IAS 39 does not allow derivative financial instruments to be maintained at
historical cost if the investor is not reasonably certain to recover the initial cost. In
the case of 25 call options on a forecasted loan transaction, there are all sorts of
uncertainties. First and foremost, there is the uncertainty that the forecasted loan will
never transpire. If that happens, FloorIT Bank ends up with having to take whatever
speculative gain or loss it gets when the option contracts are settled. There is no
assurance that high interest revenue from a variable rate loan will cover the cost of the
options if the loan does not transpire.

In my viewpoint, the IAS 39 rule applies more to situations where
there is little or no market risk.
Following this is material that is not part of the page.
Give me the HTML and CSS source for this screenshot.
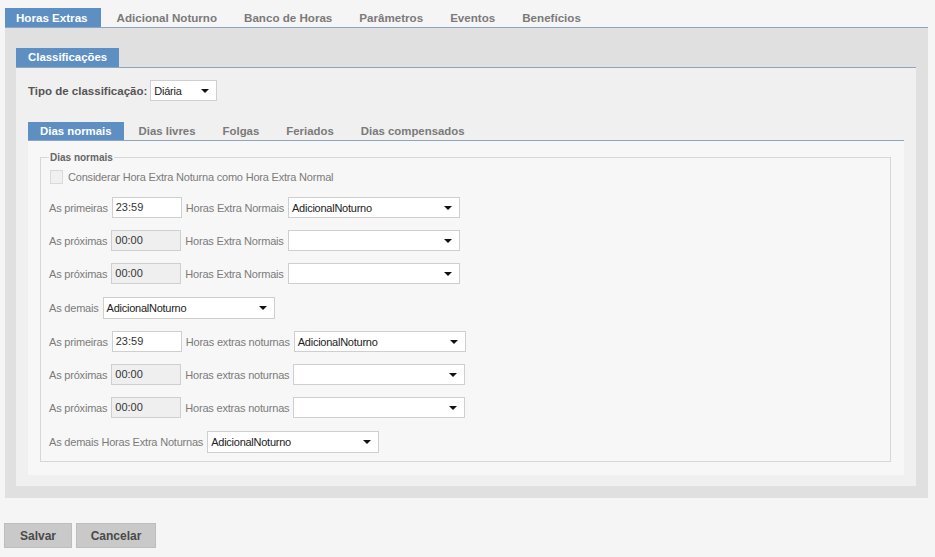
FILE: index.html
```html
<!DOCTYPE html>
<html lang="pt">
<head>
<meta charset="utf-8">
<title>Horas Extras</title>
<link rel="stylesheet" href="styles.css">
</head>
<body>
<div class="page">
  <div class="tabs tabs-top">
    <div class="tab active">Horas Extras</div>
    <div class="tab">Adicional Noturno</div>
    <div class="tab">Banco de Horas</div>
    <div class="tab">Parâmetros</div>
    <div class="tab">Eventos</div>
    <div class="tab">Benefícios</div>
  </div>
  <div class="outer">
    <div class="tabs tabs-class">
      <div class="tab active">Classificações</div>
    </div>
    <div class="class-panel">
      <div class="tipo-row">
        <span class="tipo-label">Tipo de classificação:</span>
        <div class="select select-tipo"><span class="sel-text">Diária</span><span class="caret"></span></div>
      </div>
      <div class="tabs tabs-days">
        <div class="tab active">Dias normais</div>
        <div class="tab">Dias livres</div>
        <div class="tab">Folgas</div>
        <div class="tab">Feriados</div>
        <div class="tab">Dias compensados</div>
      </div>
      <div class="days-panel">
        <div class="group">
          <div class="legend">Dias normais</div>
          <div class="check-row">
            <span class="checkbox"></span>
            <span class="label">Considerar Hora Extra Noturna como Hora Extra Normal</span>
          </div>
          <div class="row">
            <span class="label">As primeiras</span>
            <div class="input">23:59</div>
            <span class="label">Horas Extra Normais</span>
            <div class="select"><span class="sel-text">AdicionalNoturno</span><span class="caret"></span></div>
          </div>
          <div class="row">
            <span class="label">As próximas</span>
            <div class="input disabled">00:00</div>
            <span class="label">Horas Extra Normais</span>
            <div class="select"><span class="sel-text"></span><span class="caret"></span></div>
          </div>
          <div class="row">
            <span class="label">As próximas</span>
            <div class="input disabled">00:00</div>
            <span class="label">Horas Extra Normais</span>
            <div class="select"><span class="sel-text"></span><span class="caret"></span></div>
          </div>
          <div class="row row-wide">
            <span class="label">As demais</span>
            <div class="select"><span class="sel-text">AdicionalNoturno</span><span class="caret"></span></div>
          </div>
          <div class="row">
            <span class="label">As primeiras</span>
            <div class="input">23:59</div>
            <span class="label">Horas extras noturnas</span>
            <div class="select"><span class="sel-text">AdicionalNoturno</span><span class="caret"></span></div>
          </div>
          <div class="row">
            <span class="label">As próximas</span>
            <div class="input disabled">00:00</div>
            <span class="label">Horas extras noturnas</span>
            <div class="select"><span class="sel-text"></span><span class="caret"></span></div>
          </div>
          <div class="row">
            <span class="label">As próximas</span>
            <div class="input disabled">00:00</div>
            <span class="label">Horas extras noturnas</span>
            <div class="select"><span class="sel-text"></span><span class="caret"></span></div>
          </div>
          <div class="row row-wide">
            <span class="label">As demais Horas Extra Noturnas</span>
            <div class="select"><span class="sel-text">AdicionalNoturno</span><span class="caret"></span></div>
          </div>
        </div>
      </div>
    </div>
  </div>
  <div class="buttons">
    <div class="btn btn-save">Salvar</div>
    <div class="btn btn-cancel">Cancelar</div>
  </div>
</div>
</body>
</html>
```

FILE: styles.css
```css
* { box-sizing: border-box; }
html, body { margin: 0; padding: 0; }
body {
  background: #f5f5f5;
  font-family: "Liberation Sans", Arial, sans-serif;
  color: #777;
  width: 935px;
  height: 557px;
  overflow: hidden;
}
.page {
  padding: 8px 7px 0 5px;
}
.tabs {
  display: flex;
  align-items: flex-end;
  border-bottom: 1px solid #8ea5bd;
}
.tab {
  font-weight: bold;
  font-size: 11.4px;
  color: #7a7a7a;
  padding: 0 12px;
  margin-right: 3px;
  height: 19px;
  line-height: 19px;
  white-space: nowrap;
}
.tab.active {
  background: #5d8fc3;
  color: #fff;
}
.tabs-top .tab { font-size: 11.6px; }
.tabs-top .tab:first-child { padding-left: 11px; padding-right: 13px; margin-right: 4px; }
.outer {
  background: #e0e0e0;
  padding: 20px 12px 11px 11px;
  height: 470px;
}
.tabs-class .tab { padding-left: 12px; padding-right: 12px; }
.class-panel {
  background: #f0f0f0;
  padding: 12px 12px 12px 12px;
  height: 418px;
}
.tipo-row {
  display: flex;
  align-items: center;
  gap: 3px;
  height: 21px;
}
.tipo-label {
  font-weight: bold;
  font-size: 11.5px;
  color: #555;
}
.select {
  display: flex;
  align-items: center;
  justify-content: space-between;
  width: 172px;
  height: 21px;
  background: #fff;
  border: 1px solid #cfcfcf;
  padding: 0 7px 0 3px;
  font-size: 11px;
  letter-spacing: -0.25px;
  color: #222;
}
.select-tipo { width: 67px; height: 21px; }
.caret {
  width: 0;
  height: 0;
  border-left: 4px solid transparent;
  border-right: 4px solid transparent;
  border-top: 4px solid #111;
}
.tabs-days {
  margin-top: 21px;
}
.tabs-days .tab { height: 18px; line-height: 18px; }
.days-panel {
  background: #f7f7f7;
  padding: 16px 13px 13px 12px;
  height: 334px;
}
.group {
  border: 1px solid #d7d7d7;
  height: 305px;
  padding: 0 8px;
}
.legend {
  font-size: 10px;
  font-weight: bold;
  color: #666;
  margin-top: -6px;
  background: #f7f7f7;
  width: max-content;
  padding: 0 1px;
  line-height: 12px;
}
.check-row {
  display: flex;
  align-items: center;
  gap: 5px;
  margin-top: 5px;
  height: 16px;
  margin-left: 1px;
}
.checkbox {
  width: 13px;
  height: 14px;
  border: 1px solid #d9d9d9;
  background: #f0f0f0;
}
.label {
  font-size: 11px;
  letter-spacing: -0.2px;
  color: #7b7b7b;
  white-space: nowrap;
}
.row {
  display: flex;
  align-items: center;
  gap: 4px;
  height: 21px;
  margin-top: 12px;
}
.row-wide { margin-top: 13px; height: 22px; }
.row-wide .select { height: 22px; }
.check-row + .row { margin-top: 12px; }
.input {
  width: 70px;
  height: 21px;
  border: 1px solid #cfcfcf;
  background: #fff;
  font-size: 11px;
  color: #333;
  line-height: 19px;
  padding-left: 3px;
}
.input.disabled { background: #efefef; }
.buttons {
  display: flex;
  gap: 4px;
  margin-top: 25px;
  margin-left: -1px;
}
.btn {
  height: 25px;
  line-height: 24px;
  background: #c9c9c9;
  border: 1px solid #bdbdbd;
  font-weight: bold;
  font-size: 12px;
  color: #4a4a4a;
  text-align: center;
}
.btn-save { width: 68px; }
.btn-cancel { width: 80px; }
```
For example, in an interest rate swap, the initial
investment is usually zero. If the investor has a policy of holding such swaps to maturity
accompanied by a track record of living up to this policy, a case can be made for not
adjusting the swaps to market value during the term of the swap. In fact, I have argued
elsewhere that adjusting such swaps to fair value creates misleading fluctuations in
assets and liabilities. But this argument does not extend to options contracts used to
hedge forecasted transactions.

For a copper price swap analysis, see the Mexcobre Case..

For hedging via put options, see the CapIT Corporation Case.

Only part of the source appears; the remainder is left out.